Paragraphing will not be used effectively. Grammatical errors and typos will be
noticeable and occur quite frequently. The report will look quite messy and
have formatting issues. The report won’t have a clear structure with different
sections and there won’t be a clear narrative. Figures and tables will be present
but these will be messy, low quality, and lack captions. There won’t be a
bibliography, and the report may be slightly over- or under-length.
Fail 20% The report will be of a poor quality, and badly written. In many places it won’t
be clear to the reader what the writer is trying to convey. There will be no
paragraphs, and the report will only consist of walls of text. Grammatical errors
and typos will be commonplace. The report will be messy and poorly formatted
and be lacking in any structure. It will be devoid of a narrative. Figures and
tables will not be present, or be of such a quality that they don’t provide any
value. There won’t be a bibliography and the report may be significantly over-
or under-length.
Bad Fail 0% The report looks unfinished and does not convey anything of value.
Code (20% of total mark)
Outstanding 100% The code satisfies the criteria for “Excellent” and goes beyond. It is of the same
standard as code produced by a professional software engineer.

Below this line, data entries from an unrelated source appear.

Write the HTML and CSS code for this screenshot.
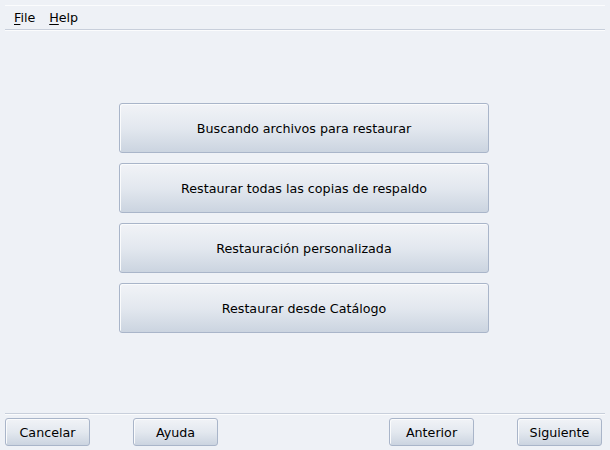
FILE: index.html
```html
<!DOCTYPE html>
<html>
<head>
<meta charset="utf-8">
<link rel="stylesheet" href="styles.css">
</head>
<body>
<div class="window">
  <div class="topline"></div>
  <div class="menubar">
    <span class="menu"><u>F</u>ile</span>
    <span class="menu"><u>H</u>elp</span>
  </div>
  <div class="sep"></div>
  <div class="main">
    <button class="big">Buscando archivos para restaurar</button>
    <button class="big">Restaurar todas las copias de respaldo</button>
    <button class="big">Restauración personalizada</button>
    <button class="big">Restaurar desde Catálogo</button>
  </div>
  <div class="sep"></div>
  <div class="footer">
    <div class="group">
      <button class="small">Cancelar</button>
      <button class="small">Ayuda</button>
    </div>
    <div class="group">
      <button class="small">Anterior</button>
      <button class="small">Siguiente</button>
    </div>
  </div>
</div>
</body>
</html>
```
FILE: styles.css
```css
html, body {
  margin: 0;
  padding: 0;
  background: #eef1f6;
}
.window {
  width: 610px;
  height: 450px;
  display: flex;
  flex-direction: column;
  font-family: "DejaVu Sans", sans-serif;
  font-size: 12.7px;
  color: #000;
}
.topline {
  height: 1px;
  margin: 5px 5px 0 5px;
  background: #fbfcfd;
}
.menubar {
  height: 23px;
  display: flex;
  align-items: center;
  padding-left: 14px;
  gap: 14px;
}
.menu u {
  text-decoration: underline;
  text-underline-offset: 2px;
}
.sep {
  height: 1px;
  margin: 0 5px;
  background: #c8cfdb;
  border-bottom: 1px solid #fbfcfd;
}
.main {
  flex: 1;
  display: flex;
  flex-direction: column;
  align-items: center;
  padding-top: 72px;
  padding-right: 2px;
  gap: 10px;
}
button {
  font-family: inherit;
  font-size: 12.7px;
  color: #000;
  border: 1px solid #a9b5c9;
  border-radius: 3px;
  background: linear-gradient(to bottom, #f1f3f7 0%, #e3e8ef 50%, #cbd4e0 100%);
  padding: 0;
  box-shadow: inset 1px 1px 0 #fafbfc;
}
.big {
  width: 370px;
  height: 50px;
}
.footer {
  height: 35px;
  box-sizing: border-box;
  display: flex;
  justify-content: space-between;
  align-items: flex-start;
  padding: 3px 8px 0 5px;
}
.group {
  display: flex;
  gap: 43px;
}
.small {
  width: 85px;
  height: 28px;
}
```
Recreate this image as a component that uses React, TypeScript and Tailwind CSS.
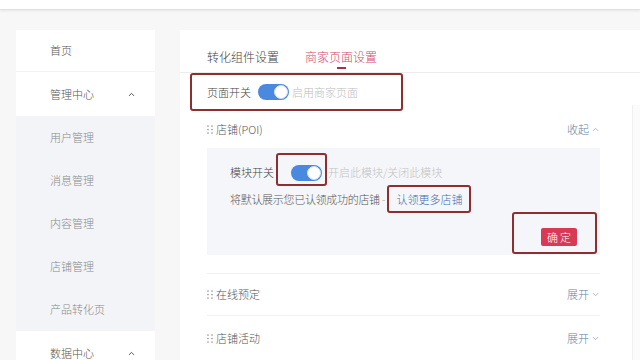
import React from "react";
import { ChevronUp, ChevronDown } from "lucide-react";

const Dots = () => (
  <svg width="6" height="9" viewBox="0 0 6 9" className="mr-[3px] shrink-0">
    {[0, 1].map((c) =>
      [0, 1, 2].map((r) => (
        <circle key={`${c}-${r}`} cx={1 + c * 4} cy={1 + r * 3.5} r="0.85" fill="#9a9a9a" />
      ))
    )}
  </svg>
);

const Toggle = () => (
  <div className="w-[31px] h-[16px] rounded-full bg-[#4a89e0] flex items-center justify-end pr-[1px] shrink-0">
    <div className="w-[14px] h-[14px] rounded-full bg-white border border-[#d5dfee]" />
  </div>
);

const SubItem = ({ label }: { label: string }) => (
  <div className="h-[43px] shrink-0 flex items-center pl-[34px] text-[11px] text-[#8a8a8a]">{label}</div>
);

export default function App() {
  return (
    <div className="w-[640px] h-[360px] overflow-hidden bg-[#f7f7f8] flex flex-col font-light font-['Noto_Sans_CJK_SC','Noto_Sans',sans-serif]">
      <div className="h-[10px] shrink-0 bg-white border-b border-[#e0e0e0] shadow-[0_1px_3px_rgba(0,0,0,0.07)]" />
      <div className="flex flex-1 pt-[20px] min-h-0">
        <aside className="ml-[16px] w-[139px] flex flex-col shrink-0">
          <div className="bg-white shrink-0">
            <div className="h-[42px] flex items-center pl-[34px] text-[11px] text-[#555] border-b border-[#f3f3f3]">首页</div>
            <div className="h-[44px] flex items-center justify-between pl-[34px] pr-[19px] text-[11px] text-[#555]">
              <span>管理中心</span>
              <ChevronUp size={9} strokeWidth={2.2} color="#333" />
            </div>
          </div>
          <div className="bg-[#f3f4f8] shrink-0">
            <SubItem label="用户管理" />
            <SubItem label="消息管理" />
            <SubItem label="内容管理" />
            <SubItem label="店铺管理" />
            <SubItem label="产品转化页" />
          </div>
          <div className="bg-white h-[44px] shrink-0 flex items-center justify-between pl-[34px] pr-[19px] text-[11px] text-[#555]">
            <span>数据中心</span>
            <ChevronUp size={9} strokeWidth={2.2} color="#333" />
          </div>
        </aside>

        <main className="ml-[25px] flex-1 bg-white flex flex-col">
          <div className="h-[43px] shrink-0 border-b border-[#ececec] flex items-start pt-[19px] pl-[27px] text-[12px]">
            <span className="text-[#444] w-[98px] leading-[16px]">转化组件设置</span>
            <div className="flex flex-col items-center">
              <span className="text-[#d2496b] leading-[16px]">商家页面设置</span>
              <div className="w-[9px] h-[2px] bg-[#a3334a] mt-[2px]" />
            </div>
          </div>

          <div className="flex flex-1">
            <div className="w-[452px] pl-[27px] pr-[32px] flex flex-col">
              <div className="ml-[-17px] w-[213px] h-[38px] shrink-0 border-2 border-[#8e2e2e] rounded-[3px] flex items-center pl-[15px] text-[11px]">
                <span className="text-[#444]">页面开关</span>
                <div className="ml-[7px]">
                  <Toggle />
                </div>
                <span className="ml-[3px] text-[#bdbdbd]">启用商家页面</span>
              </div>

              <div className="h-[37px] shrink-0 flex items-center justify-between text-[11px]">
                <div className="flex items-center text-[#555]">
                  <Dots />
                  <span>店铺(POI)</span>
                </div>
                <div className="flex items-center gap-[2px] text-[#6380a6]">
                  <span>收起</span>
                  <ChevronUp size={9} strokeWidth={1.5} />
                </div>
              </div>

              <div className="h-[107px] shrink-0 bg-[#f5f6f9] pl-[23px] pr-[3px] pt-[5px] flex flex-col text-[11px]">
                <div className="h-[33px] flex items-center">
                  <span className="text-[#444] mt-[5px]">模块开关</span>
                  <div className="ml-[2px] w-[51px] h-[33px] border-2 border-[#8e2e2e] rounded-[3px] flex items-end justify-end pr-[3px] pb-[3px]">
                    <Toggle />
                  </div>
                  <span className="ml-[1px] mt-[5px] text-[#c2c2c2]">开启此模块/关闭此模块</span>
                </div>
                <div className="h-[28px] mt-[-1px] flex items-center">
                  <span className="text-[#555] tracking-[-0.3px]">将默认展示您已认领成功的店铺</span>
                  <span className="ml-[2px] text-[#aaa]">-</span>
                  <div className="ml-[2px] w-[84px] h-[28px] border-2 border-[#8e2e2e] rounded-[3px] flex items-center pl-[7px] text-[#3e6fb0]">
                    认领更多店铺
                  </div>
                </div>
                <div className="flex justify-end mt-[-1px]">
                  <div className="w-[85px] h-[42px] border-2 border-[#8e2e2e] rounded-[3px] flex items-start justify-end pt-[14px] pr-[18px]">
                    <div className="w-[36px] h-[18px] bg-[#d83a56] rounded-[2px] text-white text-[11px] flex items-center justify-center tracking-[2px] pl-[2px]">
                      确定
                    </div>
                  </div>
                </div>
              </div>

              <div className="mt-[18px] shrink-0 border-t border-[#f1f1f1] h-[42px] flex items-center justify-between text-[11px]">
                <div className="flex items-center text-[#555]">
                  <Dots />
                  <span>在线预定</span>
                </div>
                <div className="flex items-center gap-[2px] text-[#6380a6]">
                  <span>展开</span>
                  <ChevronDown size={9} strokeWidth={1.5} />
                </div>
              </div>
              <div className="border-t shrink-0 border-[#f1f1f1] h-[46px] flex items-center justify-between text-[11px]">
                <div className="flex items-center text-[#555]">
                  <Dots />
                  <span>店铺活动</span>
                </div>
                <div className="flex items-center gap-[2px] text-[#6380a6]">
                  <span>展开</span>
                  <ChevronDown size={9} strokeWidth={1.5} />
                </div>
              </div>
            </div>
            <div className="flex-1 mt-[32px] border-l border-[#f0f0f0] bg-[#fbfbfb]" />
          </div>
        </main>
      </div>
    </div>
  );
}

Excellent 80% The code in the appendix will be clear and easy to read. It will not be in the form
of screenshots taken from a Jupyter notebook or IDE. The code will be high
quality, efficient, and will easily generalise to other text datasets. It will adhere
to the PEP 8 style guide for Python code. The code will be well commented. It
will be presented and structured in such a way that it is very easy for the reader
to understand which part of the code produced which figures and results in the
main report.
Good 60% The code in the appendix will be reasonably clear. It will not be in the form of
screenshots taken from a Jupyter notebook or IDE. It will be relatively high
quality but may contain some inefficiencies. It would take a reasonable amount
of work to make the code generalise to other text datasets. The code will
contain comments although some of these may be unhelpful. The code will be
presented and structured in such a way that it doesn’t take too much effort for
the reader to identify which parts of the code produced which figures and
results in the main report.
Satisfactory 40% The code in the appendix will be readable. However, it may be in the form of
screenshots take from a Jupyter notebook or IDE such that it isn’t possible for
the reader to isolate the text. The code will work but will be messy and
inefficient. It would take a lot of work to make the code generalise to other text
datasets. Comments will be missing or too sparse to be of any help. It won’t be
clear how different parts of the code produced the figures and results in the
main report.
Fail 20% The code in the appendix will be difficult to read and may be in the form of a
low-quality screenshot. The code will work but will but be messy and borderline
indecipherable. It would be more beneficial to start from scratch than try to
modify the code to generalise to other text datasets.
Bad Fail 0% There is no code provided, or the code provided does not work.